We’ve just had some delightful friends stay with us for the last few days and we genuinely could say, “Well, you brought the good weather with you” in that time-honoured British way. As a matter of interest and by the way, it’s also said here in France, so we British don’t hold a monopoly on banal and semi-sincere greetings.
Before I tell you about the weather here, let’s do the cartoon thing, where you see three strips that you’ve already seen and the last one is new, keeping the narrative on its roll.
Ross and Janet Bring The Good Weather
Back in the days before people started saying “back in the day”, I was the founding partner in a business dealing in direct mail. One day, my colleague and business partner Bernie took a call from a salesman called Fred. Fred wanted to know if we wanted any cars. Just like that. No guile or elaborate sales pitch; just a simple, cheerful enquiry.
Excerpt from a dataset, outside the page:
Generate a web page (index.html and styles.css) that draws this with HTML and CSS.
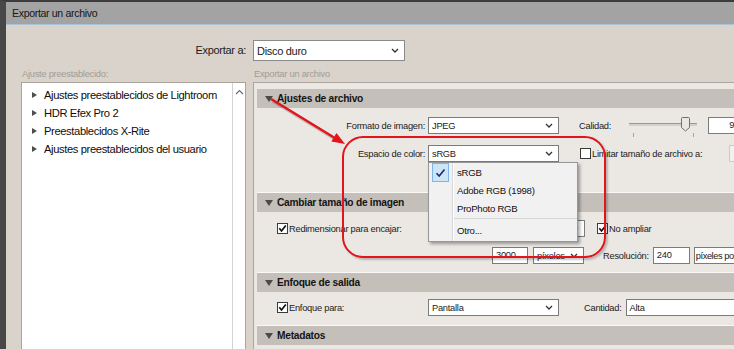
FILE: index.html
```html
<!DOCTYPE html>
<html lang="es">
<head>
<meta charset="UTF-8">
<title>Exportar un archivo</title>
<link rel="stylesheet" href="styles.css">
</head>
<body>
<div class="page">
  <div class="window">
    <div class="title-bar">Exportar un archivo</div>
    <div class="dialog">
      <div class="dest-label">Exportar a:</div>
      <div class="select dest-select">
        <span>Disco duro</span>
        <svg class="chev" width="8" height="5" viewBox="0 0 8 5"><path d="M1 1 L4 4 L7 1" fill="none" stroke="#333" stroke-width="1.3"/></svg>
      </div>

      <div class="group-label">Ajuste preestablecido:</div>
      <div class="group-label">Exportar un archivo</div>

      <div class="preset-list">
        <ul>
          <li>Ajustes preestablecidos de Lightroom</li>
          <li>HDR Efex Pro 2</li>
          <li>Preestablecidos X-Rite</li>
          <li>Ajustes preestablecidos del usuario</li>
        </ul>
        <div class="scrollbar">
          <svg class="scroll-up" width="9" height="6" viewBox="0 0 9 6"><path d="M1 5 L4.5 1.5 L8 5" fill="none" stroke="#6d6d6d" stroke-width="1.2"/></svg>
        </div>
      </div>

      <div class="settings">
        <div class="section-head"><span class="tri"></span>Ajustes de archivo</div>
        <div class="section-body body-file">
          <div class="row">
            <div class="row-label">Formato de imagen:</div>
            <div class="select w131">
              <span>JPEG</span>
              <svg class="chev" width="8" height="5" viewBox="0 0 8 5"><path d="M1 1 L4 4 L7 1" fill="none" stroke="#333" stroke-width="1.3"/></svg>
            </div>
            <div class="text quality-label">Calidad:</div>
            <div class="slider">
              <div class="track"></div>
              <svg class="thumb" width="9" height="15" viewBox="0 0 9 15"><path d="M0.5 1.5 Q0.5 0.5 1.5 0.5 L7.5 0.5 Q8.5 0.5 8.5 1.5 L8.5 10.5 L4.5 14 L0.5 10.5 Z" fill="#e9e7e4" stroke="#6f6f6f"/></svg>
              <span class="tick tick-a"></span>
              <span class="tick tick-b"></span>
            </div>
            <div class="input value-box">9</div>
          </div>
          <div class="row">
            <div class="row-label">Espacio de color:</div>
            <div class="select w131 color-select">
              <span>sRGB</span>
              <svg class="chev" width="8" height="5" viewBox="0 0 8 5"><path d="M1 1 L4 4 L7 1" fill="none" stroke="#333" stroke-width="1.3"/></svg>
              <div class="menu">
                <div class="menu-item checked">
                  <span class="menu-check">
                    <svg width="11" height="10" viewBox="0 0 11 10"><path d="M1.5 5.2 L4.2 8 L9.5 1.5" fill="none" stroke="#1b2c6e" stroke-width="1.6"/></svg>
                  </span>
                  sRGB
                </div>
                <div class="menu-item">Adobe RGB (1998)</div>
                <div class="menu-item">ProPhoto RGB</div>
                <div class="menu-sep"></div>
                <div class="menu-item">Otro...</div>
              </div>
            </div>
            <span class="checkbox limit-check"></span>
            <div class="text">Limitar tamaño de archivo a:</div>
            <div class="input disabled-box"></div>
          </div>
        </div>

        <div class="section-head next"><span class="tri"></span>Cambiar tamaño de imagen</div>
        <div class="section-body body-size">
          <div class="row">
            <div class="check-label">
              <span class="checkbox on"><svg width="9" height="9" viewBox="0 0 9 9"><path d="M1.3 4.3 L3.5 7 L7.8 1.4" fill="none" stroke="#111" stroke-width="1.7"/></svg></span>
              Redimensionar para encajar:
            </div>
            <div class="select w157">
              <span></span>
              <svg class="chev" width="8" height="5" viewBox="0 0 8 5"><path d="M1 1 L4 4 L7 1" fill="none" stroke="#333" stroke-width="1.3"/></svg>
            </div>
            <span class="checkbox on no-enlarge"><svg width="9" height="9" viewBox="0 0 9 9"><path d="M1.3 4.3 L3.5 7 L7.8 1.4" fill="none" stroke="#111" stroke-width="1.7"/></svg></span>
            <div class="text">No ampliar</div>
          </div>
          <div class="row">
            <div class="row-label"></div>
            <div class="input size-box">3000</div>
            <div class="select unit-select">
              <span>píxeles</span>
              <svg class="chev" width="8" height="5" viewBox="0 0 8 5"><path d="M1 1 L4 4 L7 1" fill="none" stroke="#333" stroke-width="1.3"/></svg>
            </div>
            <div class="text res-label">Resolución:</div>
            <div class="input res-box">240</div>
            <div class="select res-unit">
              <span>píxeles po</span>
            </div>
          </div>
        </div>

        <div class="section-head next"><span class="tri"></span>Enfoque de salida</div>
        <div class="section-body body-sharpen">
          <div class="row">
            <div class="check-label">
              <span class="checkbox on"><svg width="9" height="9" viewBox="0 0 9 9"><path d="M1.3 4.3 L3.5 7 L7.8 1.4" fill="none" stroke="#111" stroke-width="1.7"/></svg></span>
              Enfoque para:
            </div>
            <div class="select w131">
              <span>Pantalla</span>
              <svg class="chev" width="8" height="5" viewBox="0 0 8 5"><path d="M1 1 L4 4 L7 1" fill="none" stroke="#333" stroke-width="1.3"/></svg>
            </div>
            <div class="text amount-label">Cantidad:</div>
            <div class="select amount-select">
              <span>Alta</span>
            </div>
          </div>
        </div>

        <div class="section-head next"><span class="tri"></span>Metadatos</div>
      </div>
    </div>
  </div>

  <!-- red markup over the dialog: a rounded frame and an arrow -->
  <div class="markup-frame"></div>
  <svg class="markup-arrow" width="90" height="56" viewBox="265 95 90 56">
    <line x1="273" y1="101" x2="336" y2="139.5" stroke="#000" stroke-opacity="0.18" stroke-width="3.5"/>
    <line x1="271" y1="99" x2="334" y2="137.5" stroke="#e3141b" stroke-width="2.5"/>
    <polygon points="345,144 331.3,141.5 336.5,132.9" fill="#e3141b"/>
  </svg>
</div>
</body>
</html>
```

FILE: styles.css
```css
html, body {
  overflow: hidden;
}

body {
  margin: 0;
  width: 734px;
  height: 349px;
  font-family: "Liberation Sans", Arial, sans-serif;
  font-size: 9.3px;
  letter-spacing: -0.25px;
  color: #1b1b1b;
  background-color: #d9d3cb;
}

.page {
  position: relative;
  width: 734px;
  height: 349px;
  overflow: hidden;
  background-color: #d9d3cb;
}

.window {
  width: 734px;
  height: 349px;
  box-sizing: border-box;
  border-top: 2px solid #3c3c3c;
  border-left: 6px solid #474747;
  background-color: #d9d3cb;
  overflow: hidden;
}

.title-bar {
  width: 728px;
  height: 23px;
  line-height: 22px;
  box-sizing: border-box;
  padding-left: 6px;
  background-color: #a3a3a3;
  border-bottom: 1px solid #a9c4d8;
  font-size: 10.6px;
  letter-spacing: -0.35px;
  color: #161616;
}

.dialog {
  display: grid;
  grid-template-columns: 225px 1fr;
  grid-template-rows: 21px 21px auto;
  column-gap: 7px;
  padding: 15px 0 0 15px;
}

.dest-label {
  text-align: right;
  line-height: 21px;
  font-size: 11px;
  letter-spacing: -0.3px;
}

.select {
  position: relative;
  display: flex;
  align-items: center;
  justify-content: space-between;
  height: 17px;
  box-sizing: border-box;
  padding: 0 5px 0 3px;
  border: 1px solid #7b7b7b;
  background-color: #fff;
  flex: none;
}

.dest-select {
  width: 152px;
  height: 21px;
  font-size: 11px;
  letter-spacing: -0.3px;
  border-color: #8a8a8a;
}

.group-label {
  display: flex;
  align-items: center;
  padding: 4px 0 0 1px;
  color: #a29c95;
}

.preset-list {
  position: relative;
  height: 280px;
  background-color: #fff;
  border: 1px solid #aaa49d;
}

.preset-list ul {
  list-style: none;
  margin: 0;
  padding: 3px 0 0 10px;
}

.preset-list li {
  display: flex;
  align-items: center;
  height: 18px;
  font-size: 11.2px;
  letter-spacing: -0.38px;
  color: #0e0e0e;
  white-space: nowrap;
}

.preset-list li::before {
  content: "";
  width: 0;
  height: 0;
  margin-right: 7px;
  border-left: 5px solid #4d4d4d;
  border-top: 3.5px solid transparent;
  border-bottom: 3.5px solid transparent;
}

.scrollbar {
  position: absolute;
  top: 0;
  right: 0;
  bottom: 0;
  width: 12px;
  border-left: 1px solid #d3d3d3;
}

.scroll-up {
  display: block;
  margin: 6px auto 0;
}

.settings {
  height: 300px;
  min-width: 0;
  overflow: hidden;
  padding: 6px 0 0 3px;
  background-color: #ebe8e4;
  border: 1px solid #aba59e;
  border-right: none;
}

.section-head {
  display: flex;
  align-items: center;
  height: 19px;
  padding-left: 8px;
  background-color: #c5bfb9;
  font-weight: bold;
  font-size: 10.2px;
  letter-spacing: -0.25px;
  color: #141414;
}

.section-head.next {
  border-top: 1px solid #faf9f7;
}

.tri {
  width: 0;
  height: 0;
  margin-right: 4px;
  border-top: 6px solid #4a4a4a;
  border-left: 4px solid transparent;
  border-right: 4px solid transparent;
}

.section-body {
  box-sizing: border-box;
}

.body-file {
  height: 84px;
  padding-top: 9px;
}

.body-file .row + .row {
  margin-top: 11px;
}

.body-size {
  height: 60px;
  padding-top: 8px;
}

.body-size .row + .row {
  margin-top: 10px;
}

.body-sharpen {
  height: 33px;
  padding-top: 7px;
}

.row {
  display: flex;
  align-items: center;
  height: 17px;
  white-space: nowrap;
}

.row-label {
  width: 168px;
  flex: none;
  text-align: right;
}

.row-label + .select {
  margin-left: 3px;
}

.check-label {
  display: flex;
  align-items: center;
  width: 168px;
  flex: none;
  box-sizing: border-box;
  padding-left: 20px;
}

.check-label + .select {
  margin-left: 3px;
}

.checkbox {
  display: flex;
  align-items: center;
  justify-content: center;
  width: 11px;
  height: 11px;
  box-sizing: border-box;
  margin-right: 1px;
  border: 1px solid #3a3a3a;
  background-color: #fff;
  flex: none;
}

.text {
  white-space: nowrap;
}

.w131 {
  width: 131px;
}

.w157 {
  width: 157px;
}

.quality-label {
  margin-left: 20px;
}

.slider {
  position: relative;
  width: 72px;
  height: 17px;
  margin-left: 16px;
  flex: none;
}

.track {
  position: absolute;
  top: 6px;
  left: 2px;
  right: 2px;
  height: 2px;
  background-color: #d4d0cb;
  border-top: 1px solid #9a958f;
}

.thumb {
  position: absolute;
  top: 0;
  left: 54px;
}

.tick {
  position: absolute;
  top: 16px;
  width: 1px;
  height: 4px;
  background-color: #a9a49e;
}

.tick-a {
  left: 6px;
}

.tick-b {
  left: 66px;
}

.input {
  height: 17px;
  box-sizing: border-box;
  border: 1px solid #7b7b7b;
  background-color: #fff;
  line-height: 15px;
  padding-left: 3px;
  flex: none;
  overflow: hidden;
}

.value-box {
  width: 28px;
  margin-left: 9px;
  padding-left: 20px;
  border-right: none;
}

.limit-check {
  margin-left: 21px;
}

.disabled-box {
  width: 7px;
  margin-left: 27px;
  border-color: #cdc9c4;
  border-right: none;
  background-color: #f3f1ee;
}

.menu {
  position: absolute;
  top: 16px;
  left: -1px;
  z-index: 5;
  width: 150px;
  box-sizing: border-box;
  padding-bottom: 2px;
  background-color: #f1f1f1;
  border: 1px solid #979797;
  box-shadow: 2px 2px 3px rgba(0, 0, 0, 0.35);
}

.menu::before {
  content: "";
  position: absolute;
  top: 0;
  bottom: 0;
  left: 23px;
  width: 1px;
  background-color: #d7d7d7;
  border-right: 1px solid #fff;
}

.menu-item {
  position: relative;
  display: flex;
  align-items: center;
  height: 18px;
  padding-left: 28px;
  font-size: 9.6px;
  color: #111;
}

.menu-check {
  position: absolute;
  top: 0;
  left: 3px;
  display: flex;
  align-items: center;
  justify-content: center;
  width: 17px;
  height: 19px;
  box-sizing: border-box;
  border: 1px solid #7eb4ea;
  background-color: #cde6f7;
}

.menu-sep {
  height: 3px;
  margin-left: 24px;
  border-top: 1px solid #d7d7d7;
  box-sizing: border-box;
  margin-top: 1px;
}

.no-enlarge {
  margin-left: 12px;
}

.size-box {
  width: 36px;
  margin-left: 67px;
  color: #1b1b3a;
}

.unit-select {
  width: 51px;
  margin-left: 5px;
  color: #1b1b3a;
}

.res-label {
  margin-left: 19px;
}

.res-box {
  width: 37px;
  margin-left: 4px;
}

.res-unit {
  width: 42px;
  margin-left: 4px;
  padding-left: 1px;
  justify-content: flex-start;
  border-right: none;
  letter-spacing: -0.45px;
  overflow: hidden;
}

.amount-label {
  margin-left: 25px;
}

.amount-select {
  width: 108px;
  margin-left: 4px;
  justify-content: flex-start;
  border-right: none;
}

.markup-frame {
  position: absolute;
  left: 342px;
  top: 136px;
  width: 264px;
  height: 122px;
  box-sizing: border-box;
  border: 2.5px solid #e3141b;
  border-radius: 21px;
  box-shadow: 2px 2px 2px rgba(0, 0, 0, 0.22);
  pointer-events: none;
}

.markup-arrow {
  position: absolute;
  left: 265px;
  top: 95px;
  pointer-events: none;
}
```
As it happened, we did, so Bernie said something like, “What have you got?” There was a bit of discussion which involved Bernie explaining that we were a new company of two blokes who had made enough money to get ourselves a company car each. That covered, Bernie, ever the opportunist, said, by way of witty repartee, “Do you want any direct mail?”
Ross, who was Fred’s employer, must have been sitting quite close to Fred in their far-off office in the midlands, as he appeared to have overheard the question and called out, “Yes, I do!”
It was a happy circumstance which led to us getting our first two company cars and Ross getting a nice mailshot targeting electricians, allowing Fred to phone people who had responded to it.
Yes, I know, it’s not the most scintillating of tales with which to regale you but it shows how happenstance and serendipity can work. Or more accurately, just happen. (I won’t go into the fascinating world of chance but I will point you in the direction of a great book on that very subject.)
Nearly twenty years later, Ross was still supplying us with cars, which we changed every three years or so. Sometimes, I’d drive up to the midlands and exchange the old one for the new one and would stop over, enjoying a night in Ross’s village, enjoying a beer or two and steak and chips at the charming local pub. When I did, Ross would ensure that his charming and cheerful wife Janet would join us. A very convivial relationship, I’m sure you’ll agree.
I leapt off the hamster wheel nearly five years ago and so that happy business arrangement came to an end. As I was about to trot out the door for the last time, tasting the sweet air of a freedom not known since childhood, I decided to make a couple of calls to say goodbye to one or two contacts. Ross was one, as you can imagine, and I said that I was going to live in France and wouldn’t it be nice if he could visit one day, if he fancied the trip.
It’s the kind of thing you say in good faith but you wonder whether it might ever really come to pass, since we all too easily forget to keep in touch with folk we don’t see or talk to regularly.
A few years went by and one evening, as I sat toying with a bottle of something, I thought, I wonder what Ross is doing. He had spoken of retirement some time back and so he may now be free to make that trip that we’d touched upon so lightly five years earlier..
Ever since about last October it has been raining here in France. I gather it’s been similar in England, too.
But when it rains here, people laugh and sneer at you if you say it was ‘biblical’, jeering at such a feeble description as steely shafts of water are hurled down as though by enraged gods of yore, the heavens growling and shrieking in hideous bursts. Streets become torrents and fields become sodden to overflowing in minutes. Hailstones like tennis balls thrash into car bodywork to the glee of garage owers across the land, smashing greenhouses and crops into unrecognisable piles of sogginess.
Came the last week in June and Ross and Janet stepped off the plane at Limoges, to be greeted by a sultry but bright and dry day, the mercury hitting above 30 for the first time this year. Their plane had come in early and so it was a swift pick-up and a run home, stopping at the pretty town of Confolens for a coffee. We were glad of the climate control in the car, you can be sure.
They stayed with us for four days and I thought that the sun was with us for the duration. Oh, foolish chap!
We had fun on a picnic (during which I cut most of the way through a finger in the stupidest way possible, trying to slice open some bread held in my palm) and a trip to the seaside and then just as it was all going so well, the air, frowning like a deep blue demon from a norse monster story, gathered above us in threatening and angry fashion. It seemed to be brooding and waiting for the best moment.
And then..
Once more, the pitiless downpour was under way, the sky indigo dark with clouds and water. Vast rivers fell from the rooves around us, the guttering standing no chance of channelling the deluge, throwing out huge and violent cataracts that engulfed pavements and gardens alike.
We were spared the hailstones but that was small comfort. And it went on for hours..
Ross and Janet enjoyed their stay with us and it was a pleasure to get to know them just a little better. When we go to live in Yorkshire some time next year, we’ll be within visiting distance, so we’ll see what happens.
Today is bright and clear and the local forecast service, Meteo France, says it should be decent for a while but I don’t trust it.
The weather, I mean.
It’s a wild and raging beast that’s just taken a breather, in my opinion, and it’s just waiting.